たつき監督が創り出したオリジナルキャラクターも背景画も、監督が関わっていない第2期のアニメで流用されている。通常そのように用いる場合は「二次使用料」を設定して徴収するものだし、製作者が外れている以上、新たな創作物はできないはずだが、制作委員会は勝手にキャラクターを切り貼りして登場させてしまっている。
一視聴者にとっては、「同じタイトルのアニメの続編だし、そういうこともあるんじゃないの?」程度の認識かもしれないが、アニメクリエイターにとっては「難産のうえで出産した子が親権を奪われ、いたぶられている」くらい、認識に温度差が生じる事態なのだ。
委員会を構成しているのは、いずれもBtoCの客商売をおこなう会社ばかりである以上、たつき監督ファンを敵に回すことはできない状態だ。オフィシャルに和解することができればよかったのだが、それより先に「かばんちゃん」はアニメに名前もそのまま出てきてしまった。

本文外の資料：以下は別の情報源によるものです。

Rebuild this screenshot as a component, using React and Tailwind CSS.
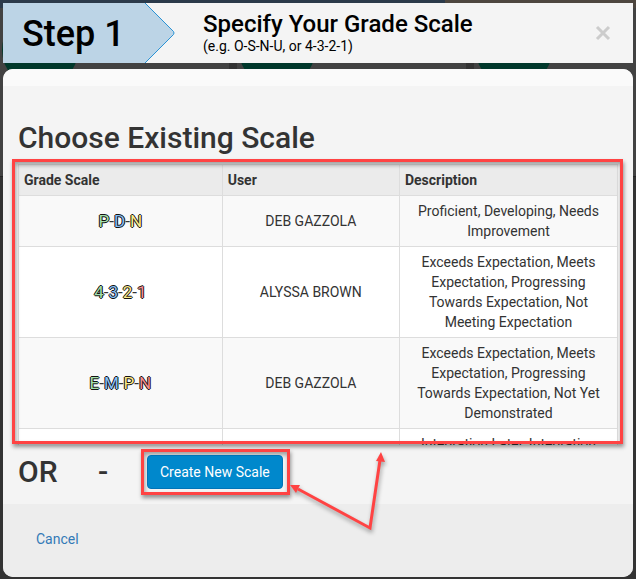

クリエイターを守るべき制作会社側としても忸怩たる思いであろう。契約書上ではあくまで中間成果物は制作委員会のものであるから、たつき監督の許可なく使うことは「契約上では」間違いではない。委員会側もモラル的にまずいことは認識のうえだろうが、12社が出資しているビジネス上、稼ぐためにはやるしかない。しかし立場的に制作会社の発言力は弱く、「クリエイターに対するリスペクトも配慮もなく、権利の扱いに杜撰な委員会」を容赦できなかったのであろう。その気持ちの表れが、監督のツイートだったのかもしれない。